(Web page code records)

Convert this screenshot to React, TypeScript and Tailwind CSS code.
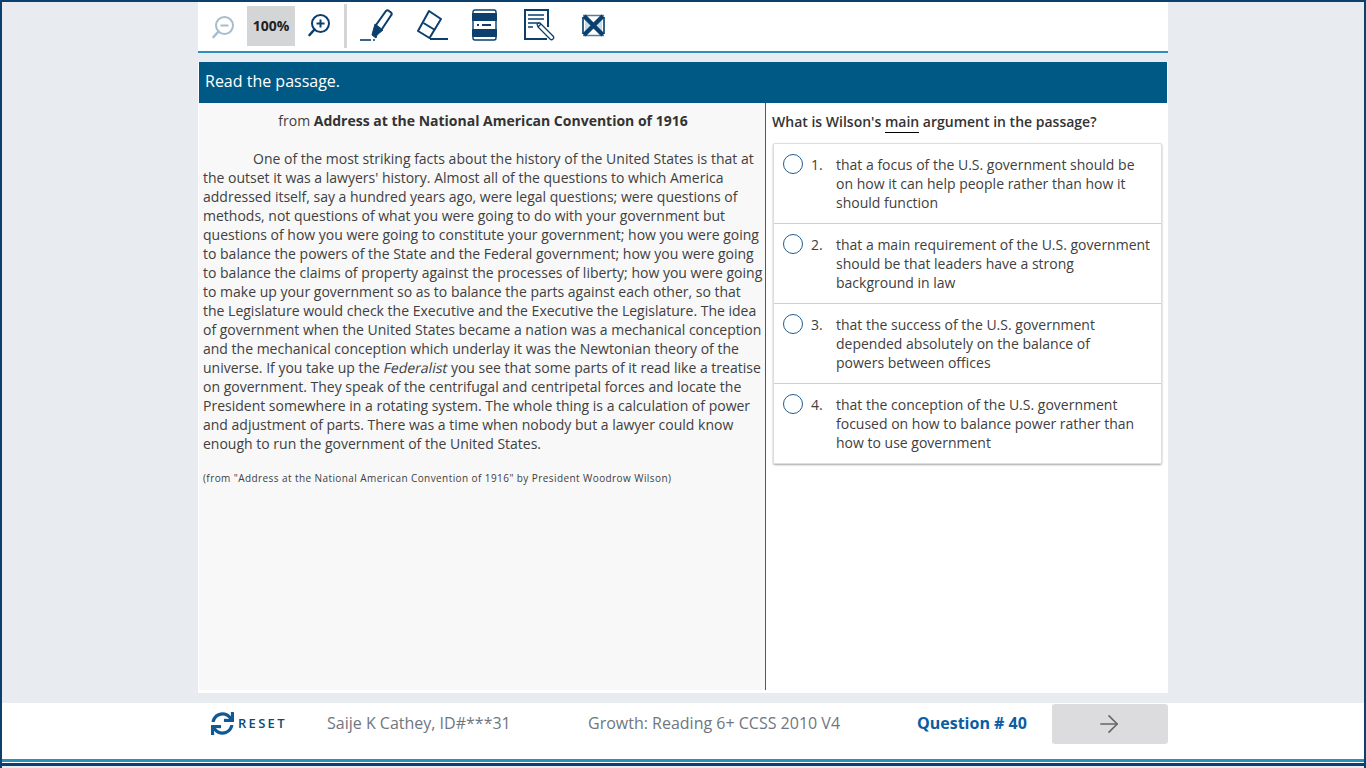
import React from 'react';
import { ArrowRight } from 'lucide-react';
import { FaSync } from 'react-icons/fa';

const NAVY = '#0a3f6e';

const answerLines = [
  ["that a focus of the U.S. government should be", "on how it can help people rather than how it", "should function"],
  ["that a main requirement of the U.S. government", "should be that leaders have a strong", "background in law"],
  ["that the success of the U.S. government", "depended absolutely on the balance of", "powers between offices"],
  ["that the conception of the U.S. government", "focused on how to balance power rather than", "how to use government"],
];

const ZoomIcon = ({ plus, color }: { plus?: boolean; color: string }) => (
  <svg width="24" height="24" viewBox="0 0 24 24" fill="none" stroke={color} strokeWidth="2">
    <circle cx="13.5" cy="10.5" r="8.5" />
    <path d="M7.5 16.5 2.5 22" strokeWidth="2.6" strokeLinecap="round" />
    <path d="M9.5 10.5h8" />
    {plus && <path d="M13.5 6.5v8" />}
  </svg>
);

const HighlighterIcon = () => (
  <svg width="34" height="34" viewBox="0 0 34 34" fill="none" stroke={NAVY}>
    <path d="M1 32h11" strokeWidth="1.6" />
    <path d="M14 32h2" strokeWidth="1.6" />
    <path d="m17 17 10-14q1.500-1.500 3 0l2 1.500q1.500 1.500 0 3L23 21" strokeWidth="2" />
    <path d="m14 23 2-7 8 6-6 5-1 3-4-3z" fill={NAVY} strokeWidth="1" />
  </svg>
);

const EraserIcon = () => (
  <svg width="32" height="34" viewBox="0 0 32 34" fill="none" stroke={NAVY} strokeWidth="2">
    <path d="M13 3 25 11 13.500 30 2 23z" strokeLinejoin="round" />
    <path d="M7.500 15 19 22" />
    <path d="M14 31h18" />
  </svg>
);

const NotecardIcon = () => (
  <svg width="27" height="32" viewBox="0 0 27 32" fill="none">
    <rect x="2" y="1" width="23" height="30" rx="2" stroke={NAVY} strokeWidth="1.400" />
    <rect x="1" y="4" width="25" height="8" rx="1" fill={NAVY} />
    <rect x="1" y="20" width="25" height="8" rx="1" fill={NAVY} />
    <path d="M6 16h2M11 16h9" stroke={NAVY} strokeWidth="2" />
  </svg>
);

const NotesIcon = () => (
  <svg width="32" height="32" viewBox="0 0 32 32" fill="none" stroke={NAVY}>
    <path d="M24 18V1H1v29h22" strokeWidth="2" />
    <path d="M4 6h16M4 10h16M4 14h12M4 18h5" strokeWidth="1.500" />
    <path d="m13 15 3-1 13 13q1.500 2 0 3-1.500 1.500-3 0L14 18z" strokeWidth="1.300" fill="#fff" />
    <path d="m14 18 3-3" strokeWidth="1.300" />
  </svg>
);

const ReferenceIcon = () => (
  <svg width="23" height="23" viewBox="0 0 23 23" fill="none" stroke={NAVY}>
    <path d="M3 6 8 11.500 3 17zM20 6l-5 5.500 5 5.500z" fill="#c9dbe8" stroke="none" />
    <path d="M1 3v17M22 3v17" stroke="#2f648f" strokeWidth="2" />
    <path d="M1 1.500h21M1 21.500h21" stroke="#4f7fa5" strokeWidth="1.500" />
    <path d="M2 2 21 21M21 2 2 21" strokeWidth="4.500" />
  </svg>
);

export default function App() {
  return (
    <div className="h-screen w-full overflow-hidden flex flex-col bg-[#e8ebf0] border-l-2 border-r-2 border-t-2 border-[#0a3f6e] text-[#404040] text-[14px] leading-[19px] font-['Open_Sans',sans-serif]">
      <div className="w-[970px] ml-[196px] h-[51px] shrink-0 bg-white border-b-2 border-[#2a8fbd] flex items-start">
        <div className="w-[49px] h-[44px] mt-[3px] flex items-center justify-center">
          <ZoomIcon color="#a9bccb" />
        </div>
        <div className="w-[48px] h-[40px] mt-[4px] pb-px bg-[#d4d5d7] flex items-center justify-center font-bold text-[14px] text-[#222222]">
          100%
        </div>
        <div className="w-[49px] h-[44px] mt-[1px] pr-[2px] flex items-center justify-center">
          <ZoomIcon plus color={NAVY} />
        </div>
        <div className="w-[3px] h-[44px] mt-[2px] bg-[#d4d5d7] mr-[12px]" />
        <div className="flex items-center h-[44px] mt-[1px]">
          <div className="w-[34px] mr-[23px]"><HighlighterIcon /></div>
          <div className="w-[32px] mr-[23px]"><EraserIcon /></div>
          <div className="w-[27px] mr-[26px]"><NotecardIcon /></div>
          <div className="w-[32px] mr-[26px]"><NotesIcon /></div>
          <ReferenceIcon />
        </div>
      </div>

      <div className="w-[970px] ml-[196px] h-[9px] shrink-0" />

      <div className="w-[970px] ml-[196px] h-[631px] shrink-0 bg-white px-px flex flex-col">
        <div className="h-[41px] shrink-0 bg-[#005984] text-white text-[16px] flex items-center pl-[6px] pb-[2px]">
          Read the passage.
        </div>
        <div className="flex flex-1 min-h-0">
          <div className="w-[567px] shrink-0 bg-[#f8f8f8] border-r border-[#4a5a6a] mb-[3px] pl-[4px] pr-[2px] pt-[8px]">
            <p className="text-center">
              from <span className="font-bold text-[#333333]">Address at the National American Convention of 1916</span>
            </p>
            <p className="mt-[19px] indent-[50px]">
              One of the most striking facts about the history of the United States is that at the outset it was a lawyers' history. Almost all of the questions to which America addressed itself, say a hundred years ago, were legal questions; were questions of methods, not questions of what you were going to do with your government but questions of how you were going to constitute your government; how you were going to balance the powers of the State and the Federal government; how you were going to balance the claims of property against the processes of liberty; how you were going to make up your government so as to balance the parts against each other, so that the Legislature would check the Executive and the Executive the Legislature. The idea of government when the United States became a nation was a mechanical conception and the mechanical conception which underlay it was the Newtonian theory of the universe. If you take up the <span className="inline-block indent-0 -skew-x-12">Federalist</span> you see that some parts of it read like a treatise on government. They speak of the centrifugal and centripetal forces and locate the President somewhere in a rotating system. The whole thing is a calculation of power and adjustment of parts. There was a time when nobody but a lawyer could know enough to run the government of the United States.
            </p>
            <p className="mt-[18px] text-[10px] leading-[14px] tracking-[0.42px]">
              (from "Address at the National American Convention of 1916" by President Woodrow Wilson)
            </p>
          </div>
          <div className="flex-1 pl-[6px] pr-[5px] pt-[9px]">
            <p className="font-semibold text-[#333333]">
              What is Wilson's <span className="border-b border-black pb-px">main</span> argument in the passage?
            </p>
            <div className="mt-[12px] ml-px border border-[#dddddd] rounded-[2px] shadow-[0_1px_2px_rgba(0,0,0,0.35)]">
              {answerLines.map((lines, index) => (
                <div key={index} className="h-[80px] border-t first:border-t-0 first:h-[79px] border-[#cfcfcf] flex pl-[9px] pt-[10px]">
                  <span className="w-[20px] h-[20px] shrink-0 rounded-full border-[1.5px] border-[#1f5b8e] bg-white" />
                  <span className="w-[33px] pl-[8px] pt-px shrink-0">{index + 1}.</span>
                  <span className="pt-px whitespace-nowrap">
                    {lines.map((line) => (
                      <span key={line} className="block">{line}</span>
                    ))}
                  </span>
                </div>
              ))}
            </div>
          </div>
        </div>
      </div>

      <div className="h-[10px] shrink-0" />

      <div className="h-[56px] shrink-0 bg-white flex items-start">
        <div className="ml-[209px] w-[116px] h-[40px] flex items-center">
          <FaSync className="w-[23px] h-[23px] text-[#0f5a94]" />
          <span className="ml-[4px] text-[13px] font-semibold tracking-[2.3px] text-[#0a4a7c]">RESET</span>
        </div>
        <div className="w-[261px] h-[40px] flex items-center text-[16px] text-[#6f7680]">Saije K Cathey, ID#***31</div>
        <div className="w-[329px] h-[40px] flex items-center text-[16px] text-[#6f7680]">Growth: Reading 6+ CCSS 2010 V4</div>
        <div className="w-[135px] h-[40px] flex items-center text-[16px] font-bold text-[#0a5ca3]">Question # 40</div>
        <div className="w-[116px] h-[40px] mt-[1px] pr-[2px] bg-[#dcdcde] rounded-[3px] flex items-center justify-center text-[#666666]">
          <ArrowRight className="w-[28px] h-[28px]" strokeWidth={1.4} />
        </div>
      </div>

      <div className="h-[3px] shrink-0 bg-[#2a8fbd]" />
      <div className="h-[1px] shrink-0 bg-white" />
      <div className="h-[3px] shrink-0 bg-[#0a3f6e]" />
      <div className="h-[2px] shrink-0 bg-[#e8ebf0]" />
    </div>
  );
}
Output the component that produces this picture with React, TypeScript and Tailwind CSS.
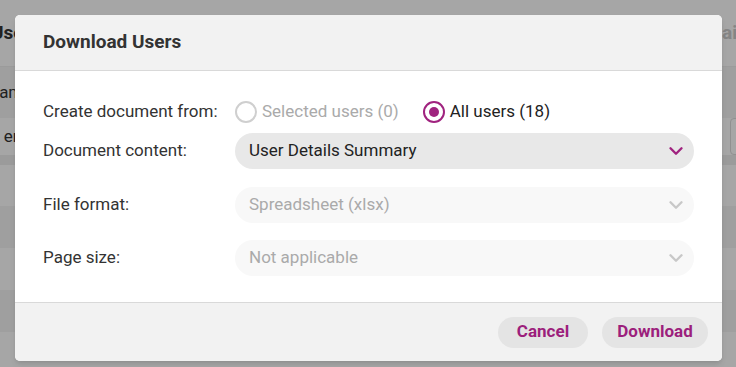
import { ChevronDown } from "lucide-react";

const bands = [
  { h: "h-[41px]", bg: "bg-white" },
  { h: "h-[42px]", bg: "bg-[#f4f4f4]" },
  { h: "h-[42px]", bg: "bg-white" },
  { h: "h-[42px]", bg: "bg-[#f4f4f4]" },
  { h: "h-[40px]", bg: "bg-white" },
];

const Backdrop = () => (
  <div className="w-[736px] h-[367px] overflow-hidden bg-white text-[#333]">
    <div className="h-[67px] flex items-center justify-between border-b border-[#eee]">
      <span className="-ml-[9px] text-[19px] font-bold">Users</span>
      <span className="-mr-[16px] text-[19px] font-bold text-[#ccc]">Emails</span>
    </div>
    <div className="h-[51px] flex items-center bg-[#f4f4f4]">
      <span className="-ml-[13px] text-[17px]">Name</span>
    </div>
    <div className="h-[37px] flex items-center justify-between">
      <span className="-ml-[6px] text-[17px]">t email</span>
      <div className="w-[20px] h-[37px] -mr-[14px] border border-[#ddd] rounded" />
    </div>
    <div className="h-[10px] bg-[#eee]" />
    {bands.map((b, i) => (
      <div key={i} className={`${b.h} ${b.bg}`} />
    ))}
  </div>
);

const Select = ({ value, active }: { value: string; active?: boolean }) => (
  <div
    className={`flex-1 h-[36px] rounded-full flex items-center justify-between pl-[14px] pr-[7px] ${
      active ? "bg-[#e8e8e8] text-[#222]" : "bg-[#f8f8f8] text-[#aaa]"
    }`}
  >
    <span>{value}</span>
    <ChevronDown size={22} strokeWidth={2.6} className={active ? "text-[#a0237f]" : "text-[#c8c8c8]"} />
  </div>
);

export default function App() {
  return (
    <div className="relative w-[736px] h-[367px] overflow-hidden" style={{ fontFamily: "Roboto, 'Liberation Sans', sans-serif" }}>
      <Backdrop />
      <div className="absolute inset-0 bg-black/35" />
      <div className="absolute left-[15px] top-[15px] w-[707px] h-[346px] rounded-[5px] bg-white shadow-md flex flex-col overflow-hidden">
        <div className="h-[56px] flex items-center px-[28px] bg-[#f2f2f2] border-b border-[#d9d9d9]">
          <h2 className="text-[19px] font-bold text-[#333]">Download Users</h2>
        </div>
        <div className="flex-1 flex flex-col px-[28px] pt-[20px] text-[17px] text-[#333]">
          <div className="flex items-center h-[42px]">
            <span className="w-[192px]">Create document from:</span>
            <label className="flex items-center gap-[5px] text-[#aaa]">
              <span className="w-[22px] h-[22px] rounded-full border-2 border-[#cfcfcf]" />
              Selected users (0)
            </label>
            <label className="flex items-center gap-[5px] ml-[24px] text-[#222]">
              <span className="w-[22px] h-[22px] rounded-full border-2 border-[#a0237f] flex items-center justify-center">
                <span className="w-[10px] h-[10px] rounded-full bg-[#a0237f]" />
              </span>
              All users (18)
            </label>
          </div>
          <div className="flex items-center">
            <span className="w-[192px]">Document content:</span>
            <Select value="User Details Summary" active />
          </div>
          <div className="flex items-center mt-[18px]">
            <span className="w-[192px]">File format:</span>
            <Select value="Spreadsheet (xlsx)" />
          </div>
          <div className="flex items-center mt-[17px]">
            <span className="w-[192px]">Page size:</span>
            <Select value="Not applicable" />
          </div>
        </div>
        <div className="h-[59px] flex items-center justify-end gap-[14px] px-[14px] bg-[#f2f2f2] border-t border-[#d9d9d9]">
          <button className="h-[31px] w-[90px] rounded-full bg-[#e4e4e4] text-[17px] font-bold text-[#9c1f7c]">Cancel</button>
          <button className="h-[31px] w-[106px] rounded-full bg-[#e4e4e4] text-[17px] font-bold text-[#9c1f7c]">Download</button>
        </div>
      </div>
    </div>
  );
}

## WRITTEN PROBLEM
Every line from the top of the material above through the line with "const NAVY = '#0a3f6e';" should be duplicated exactly, please; leave out the pictures.

## FULL ANSWER
Convert this screenshot to React, TypeScript and Tailwind CSS code.
import React from 'react';
import { ArrowRight } from 'lucide-react';
import { FaSync } from 'react-icons/fa';

const NAVY = '#0a3f6e';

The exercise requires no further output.